Yawar spoke of a lack of information at present about Iran’s intention to launch military ground attacks on the Kurdistan Region, but he did not deny the presence of an Iranian plan or idea to attack the region and enter its territory, as the Turkish forces did in the past five years.

Human Rights Watch spoke to local residents and witnesses in Iraqi Kurdistan about the recent Iranian bombardments of the villages and towns in the past weeks. “Some of the attacks by the Iranian Revolutionary Guard on Iranian opposition party offices in the Kurdistan Region of Iraq struck towns and villages where the parties were not carrying out any military activity,” according to local residents.

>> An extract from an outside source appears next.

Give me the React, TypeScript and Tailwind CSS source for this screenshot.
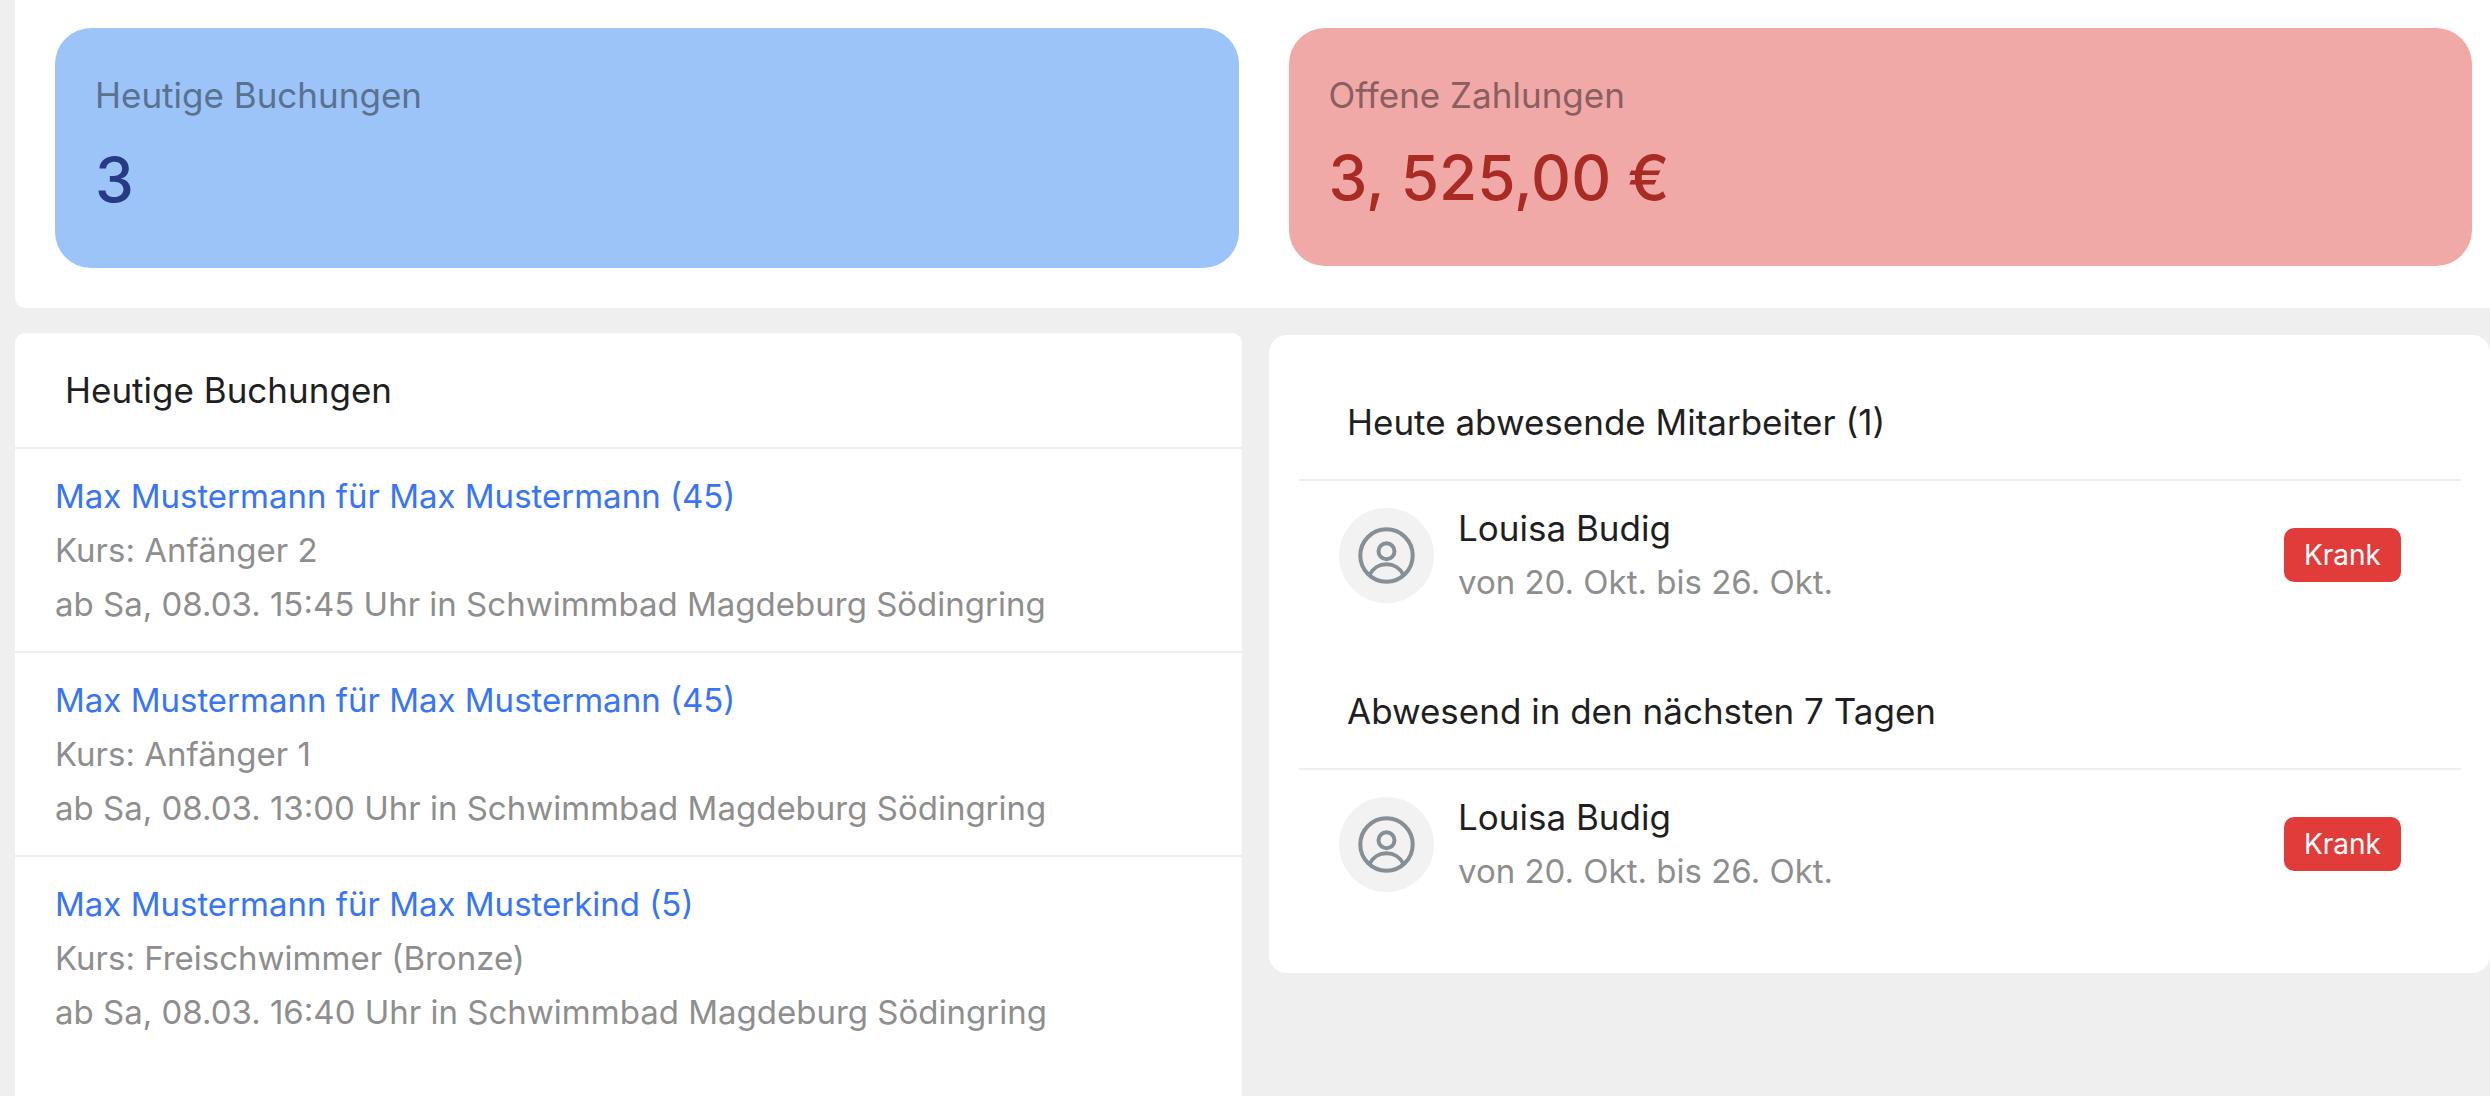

The continuous missile attacks by the IRGC from Iran toward Iraqi Kurdistan has raised fear among the locals that they could turn into a military ground attack similar to the Turkish incursion into Iraqi territory. 

Iran is seemingly seeking to have official forces in Iraqi territory, as Turkey did in Ninevah and in other parts of Iraqi Kurdistan. This is linked to other files, including a war against Iran's opposition inside Iraqi territory and the pressure on the Kurdistan Region following the gas sales to Turkey, which has caused the Kurdish gas to compete with the Iranian gas marketed to Turkey.

In conclusion, the large-scale Turkish incursion into northern Iraq has motivated Iran to seek geographical influence in the Kurdistan Region, particularly since it has the pretext that would justify its action, including the presence of Iranian opposition parties or the so-called “Israeli spying headquarters.”